Dry eye syndrome is more common in women, possibly due to hormone fluctuations. A recent study also indicates that the risk of dry eyes among men increases with age.

Recent research suggests that smoking, too, can increase your risk of dry eye syndrome.

Dry Eye Treatment

As a dry eye specialist, Dr. Starck tailors his dry eye treatment approach specifically for each one of his patients. He utilizes a step by step approach depending on their level of dryness.

These treatments can be used individually or combined for better results, some of the treatments that he uses are:

  • Special nutritional supplements for dry eyes. Studies have found that supplements containing certain essential fatty acids (linoleic and gamma-linolenic) can decrease dry eye symptoms. The patient can also eat more cold-water fish, such as sardines, cod, herring and salmon, which contain omega-3 fatty acids. Additionally he also recommends taking flaxseed oil to relieve dry eye
  • Artificial tear drops and ointments. The first step for the treatment of dry eye is the use of artificial teardrops. Artificial teardrops are available over the counter. No one drop works for everyone, so the patient might have to experiment to find the drop that works for them. If the dry eye is chronic, it is important to use the drops even when the eyes feel fine, to keep them lubricated. If the eyes dry out while the patient sleeps, they can use a thicker lubricant, such as an ointment, at night.
  • Temporary punctal occlusion. Sometimes it is necessary to close the ducts that drain tears out of the eye. This is first done via a painless test where a plug that will dissolve over a few months is inserted into the tear drain of the lower eyelid to determine whether permanent plugs can provide an adequate supply of tears.
  • Permanent punctal occlusion. If temporary plugging of the tear drains works well, then silicone plugs (punctal occlusion) may be used. The plugs will hold tears around the eyes as long as they are in place. They can be removed. Rarely, the plugs may come out spontaneously or migrate down the tear drain.

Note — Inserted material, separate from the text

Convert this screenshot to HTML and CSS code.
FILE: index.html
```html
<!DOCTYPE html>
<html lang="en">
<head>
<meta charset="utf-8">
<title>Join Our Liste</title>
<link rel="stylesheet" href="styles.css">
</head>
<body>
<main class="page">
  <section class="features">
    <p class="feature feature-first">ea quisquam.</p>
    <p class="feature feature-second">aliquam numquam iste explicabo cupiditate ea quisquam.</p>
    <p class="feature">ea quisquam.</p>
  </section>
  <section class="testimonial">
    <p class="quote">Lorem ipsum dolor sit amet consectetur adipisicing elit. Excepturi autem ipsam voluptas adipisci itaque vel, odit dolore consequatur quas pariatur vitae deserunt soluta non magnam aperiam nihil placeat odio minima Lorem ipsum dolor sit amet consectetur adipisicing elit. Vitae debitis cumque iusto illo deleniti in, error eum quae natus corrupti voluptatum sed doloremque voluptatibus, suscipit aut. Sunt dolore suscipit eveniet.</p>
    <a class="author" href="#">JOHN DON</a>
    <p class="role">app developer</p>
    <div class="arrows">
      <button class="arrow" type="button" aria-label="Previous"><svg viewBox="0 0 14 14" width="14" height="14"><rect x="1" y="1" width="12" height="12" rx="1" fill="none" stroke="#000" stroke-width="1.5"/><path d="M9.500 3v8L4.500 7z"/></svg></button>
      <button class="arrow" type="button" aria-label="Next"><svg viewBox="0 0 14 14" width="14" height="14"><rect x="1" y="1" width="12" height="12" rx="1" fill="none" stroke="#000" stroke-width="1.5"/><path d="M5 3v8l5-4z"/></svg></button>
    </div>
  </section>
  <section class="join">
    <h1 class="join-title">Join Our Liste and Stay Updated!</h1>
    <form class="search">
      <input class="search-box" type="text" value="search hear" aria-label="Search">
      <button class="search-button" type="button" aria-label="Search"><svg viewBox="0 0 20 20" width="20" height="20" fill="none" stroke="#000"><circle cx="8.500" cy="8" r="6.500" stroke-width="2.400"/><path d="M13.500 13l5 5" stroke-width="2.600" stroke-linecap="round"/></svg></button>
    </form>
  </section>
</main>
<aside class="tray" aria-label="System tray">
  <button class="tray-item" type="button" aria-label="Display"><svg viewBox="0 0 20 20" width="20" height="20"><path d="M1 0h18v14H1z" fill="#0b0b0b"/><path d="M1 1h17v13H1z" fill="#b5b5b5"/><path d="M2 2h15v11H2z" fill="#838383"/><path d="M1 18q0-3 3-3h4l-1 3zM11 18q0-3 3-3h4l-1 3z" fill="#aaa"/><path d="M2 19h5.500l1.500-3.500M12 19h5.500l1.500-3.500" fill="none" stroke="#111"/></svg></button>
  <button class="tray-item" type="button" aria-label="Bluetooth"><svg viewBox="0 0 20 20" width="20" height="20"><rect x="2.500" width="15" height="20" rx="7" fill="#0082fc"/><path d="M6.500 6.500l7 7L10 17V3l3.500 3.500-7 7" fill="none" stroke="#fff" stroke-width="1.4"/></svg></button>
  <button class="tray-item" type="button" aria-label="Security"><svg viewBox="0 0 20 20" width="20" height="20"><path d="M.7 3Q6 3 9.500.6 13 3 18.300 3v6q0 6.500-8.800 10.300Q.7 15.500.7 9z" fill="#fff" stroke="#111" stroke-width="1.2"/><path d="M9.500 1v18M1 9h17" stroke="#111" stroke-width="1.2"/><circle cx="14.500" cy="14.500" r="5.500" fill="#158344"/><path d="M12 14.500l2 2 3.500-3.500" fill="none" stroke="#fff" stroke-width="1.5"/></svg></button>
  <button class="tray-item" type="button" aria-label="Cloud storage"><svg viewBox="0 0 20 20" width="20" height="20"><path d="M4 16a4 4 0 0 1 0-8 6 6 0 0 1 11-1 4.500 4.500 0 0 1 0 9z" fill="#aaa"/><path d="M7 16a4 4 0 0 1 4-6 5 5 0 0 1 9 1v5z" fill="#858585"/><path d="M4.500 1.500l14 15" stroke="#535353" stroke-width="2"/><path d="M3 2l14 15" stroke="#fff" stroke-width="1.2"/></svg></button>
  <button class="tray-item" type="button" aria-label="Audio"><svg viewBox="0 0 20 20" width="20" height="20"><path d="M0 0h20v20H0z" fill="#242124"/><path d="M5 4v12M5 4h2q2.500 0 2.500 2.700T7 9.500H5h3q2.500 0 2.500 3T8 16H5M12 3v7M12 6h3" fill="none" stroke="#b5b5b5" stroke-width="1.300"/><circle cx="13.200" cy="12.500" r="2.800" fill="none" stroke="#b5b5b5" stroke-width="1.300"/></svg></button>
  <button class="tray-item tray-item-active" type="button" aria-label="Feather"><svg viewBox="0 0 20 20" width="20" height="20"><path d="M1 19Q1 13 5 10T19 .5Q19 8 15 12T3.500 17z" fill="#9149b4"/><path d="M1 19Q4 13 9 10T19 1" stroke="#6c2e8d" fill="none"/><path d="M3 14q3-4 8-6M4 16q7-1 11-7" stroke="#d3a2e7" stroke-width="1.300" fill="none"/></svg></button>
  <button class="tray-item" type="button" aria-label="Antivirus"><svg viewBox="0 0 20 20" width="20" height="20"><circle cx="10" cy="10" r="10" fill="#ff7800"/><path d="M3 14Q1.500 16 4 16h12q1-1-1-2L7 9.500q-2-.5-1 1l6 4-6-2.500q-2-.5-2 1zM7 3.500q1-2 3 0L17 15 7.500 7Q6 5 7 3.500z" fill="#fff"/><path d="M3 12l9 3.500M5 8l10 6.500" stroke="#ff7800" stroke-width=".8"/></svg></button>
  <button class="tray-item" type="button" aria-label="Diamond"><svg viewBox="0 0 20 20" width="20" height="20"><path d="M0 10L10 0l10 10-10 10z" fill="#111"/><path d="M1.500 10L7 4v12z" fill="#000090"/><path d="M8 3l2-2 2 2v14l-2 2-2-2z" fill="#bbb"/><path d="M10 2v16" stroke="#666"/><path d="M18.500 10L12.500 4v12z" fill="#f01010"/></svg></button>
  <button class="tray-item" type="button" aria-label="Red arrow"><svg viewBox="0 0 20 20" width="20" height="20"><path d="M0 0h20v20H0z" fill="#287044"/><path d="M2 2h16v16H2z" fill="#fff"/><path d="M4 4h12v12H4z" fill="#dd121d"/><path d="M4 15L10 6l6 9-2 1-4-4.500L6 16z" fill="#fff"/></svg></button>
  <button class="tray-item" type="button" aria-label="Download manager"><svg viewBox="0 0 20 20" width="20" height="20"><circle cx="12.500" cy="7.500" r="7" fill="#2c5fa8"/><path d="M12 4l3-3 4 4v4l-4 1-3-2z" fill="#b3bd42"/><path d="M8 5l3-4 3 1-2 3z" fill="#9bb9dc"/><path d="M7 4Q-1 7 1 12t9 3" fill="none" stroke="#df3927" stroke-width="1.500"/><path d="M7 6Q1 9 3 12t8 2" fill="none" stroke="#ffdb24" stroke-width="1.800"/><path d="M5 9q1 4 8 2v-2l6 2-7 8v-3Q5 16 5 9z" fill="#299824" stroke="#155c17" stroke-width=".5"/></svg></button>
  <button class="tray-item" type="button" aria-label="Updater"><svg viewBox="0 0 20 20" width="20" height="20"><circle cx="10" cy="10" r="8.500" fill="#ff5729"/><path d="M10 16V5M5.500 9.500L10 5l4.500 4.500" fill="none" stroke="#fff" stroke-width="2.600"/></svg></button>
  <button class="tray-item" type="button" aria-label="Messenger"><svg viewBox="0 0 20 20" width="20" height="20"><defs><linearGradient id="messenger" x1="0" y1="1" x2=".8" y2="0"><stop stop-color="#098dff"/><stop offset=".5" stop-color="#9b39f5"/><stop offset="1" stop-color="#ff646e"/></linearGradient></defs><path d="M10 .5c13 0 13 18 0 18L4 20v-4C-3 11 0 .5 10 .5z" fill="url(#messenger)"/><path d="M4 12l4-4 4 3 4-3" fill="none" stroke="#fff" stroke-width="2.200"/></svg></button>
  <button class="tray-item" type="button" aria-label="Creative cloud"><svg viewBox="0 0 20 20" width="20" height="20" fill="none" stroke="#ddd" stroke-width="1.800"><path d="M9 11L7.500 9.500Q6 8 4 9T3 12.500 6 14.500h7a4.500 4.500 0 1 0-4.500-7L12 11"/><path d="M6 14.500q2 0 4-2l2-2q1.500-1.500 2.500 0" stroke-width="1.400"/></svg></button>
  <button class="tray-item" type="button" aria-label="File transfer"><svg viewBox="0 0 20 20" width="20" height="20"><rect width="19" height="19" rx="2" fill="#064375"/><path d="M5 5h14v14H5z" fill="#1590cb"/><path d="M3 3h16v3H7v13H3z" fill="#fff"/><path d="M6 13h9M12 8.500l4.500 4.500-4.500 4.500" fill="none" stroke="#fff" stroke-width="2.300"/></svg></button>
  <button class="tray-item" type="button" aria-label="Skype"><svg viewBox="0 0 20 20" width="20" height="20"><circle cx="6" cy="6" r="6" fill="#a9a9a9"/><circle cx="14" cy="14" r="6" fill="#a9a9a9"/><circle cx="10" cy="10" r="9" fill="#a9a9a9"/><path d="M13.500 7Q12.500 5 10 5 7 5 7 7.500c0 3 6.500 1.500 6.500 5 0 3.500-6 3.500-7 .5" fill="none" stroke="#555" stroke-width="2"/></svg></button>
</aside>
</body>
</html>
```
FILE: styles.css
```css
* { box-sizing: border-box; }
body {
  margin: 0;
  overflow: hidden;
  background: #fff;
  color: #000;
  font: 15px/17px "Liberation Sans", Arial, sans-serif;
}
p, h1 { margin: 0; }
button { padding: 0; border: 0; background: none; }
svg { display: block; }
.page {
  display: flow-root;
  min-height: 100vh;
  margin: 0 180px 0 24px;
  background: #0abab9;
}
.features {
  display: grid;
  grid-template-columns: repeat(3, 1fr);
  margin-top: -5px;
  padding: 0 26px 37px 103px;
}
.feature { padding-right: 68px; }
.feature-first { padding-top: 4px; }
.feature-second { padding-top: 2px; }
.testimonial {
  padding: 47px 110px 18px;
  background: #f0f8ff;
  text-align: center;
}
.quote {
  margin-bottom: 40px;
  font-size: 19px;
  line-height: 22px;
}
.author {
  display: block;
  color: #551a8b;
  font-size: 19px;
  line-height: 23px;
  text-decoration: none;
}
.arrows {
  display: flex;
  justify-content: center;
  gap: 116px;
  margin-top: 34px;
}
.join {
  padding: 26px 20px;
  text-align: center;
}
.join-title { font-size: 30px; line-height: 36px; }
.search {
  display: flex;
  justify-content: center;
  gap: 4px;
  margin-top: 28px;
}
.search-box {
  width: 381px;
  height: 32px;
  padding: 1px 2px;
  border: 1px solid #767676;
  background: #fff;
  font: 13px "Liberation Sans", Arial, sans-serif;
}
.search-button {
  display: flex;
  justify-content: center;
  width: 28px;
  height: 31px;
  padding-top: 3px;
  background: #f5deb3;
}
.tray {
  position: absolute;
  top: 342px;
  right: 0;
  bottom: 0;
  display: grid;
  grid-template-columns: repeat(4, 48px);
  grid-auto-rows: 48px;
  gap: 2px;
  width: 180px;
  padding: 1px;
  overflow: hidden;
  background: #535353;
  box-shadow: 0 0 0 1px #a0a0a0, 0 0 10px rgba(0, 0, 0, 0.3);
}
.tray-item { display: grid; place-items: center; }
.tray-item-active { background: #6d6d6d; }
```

Many patients find that the plugs improve comfort and reduce the need for artificial tears.
  • Restasis®. In 2002, the FDA approved the prescription eye drop Restasis for the treatment of chronic dry eye. It is currently the only prescription eye drop that helps your eyes increase their own tear production with continued use.
  • Other medications. Other medications, including topical steroids, may also be beneficial in some cases.
  • Special eye shields or goggles. These shields can be used to avoid dryness caused by environmental conditions and drafts creating a moisture chamber around the eye.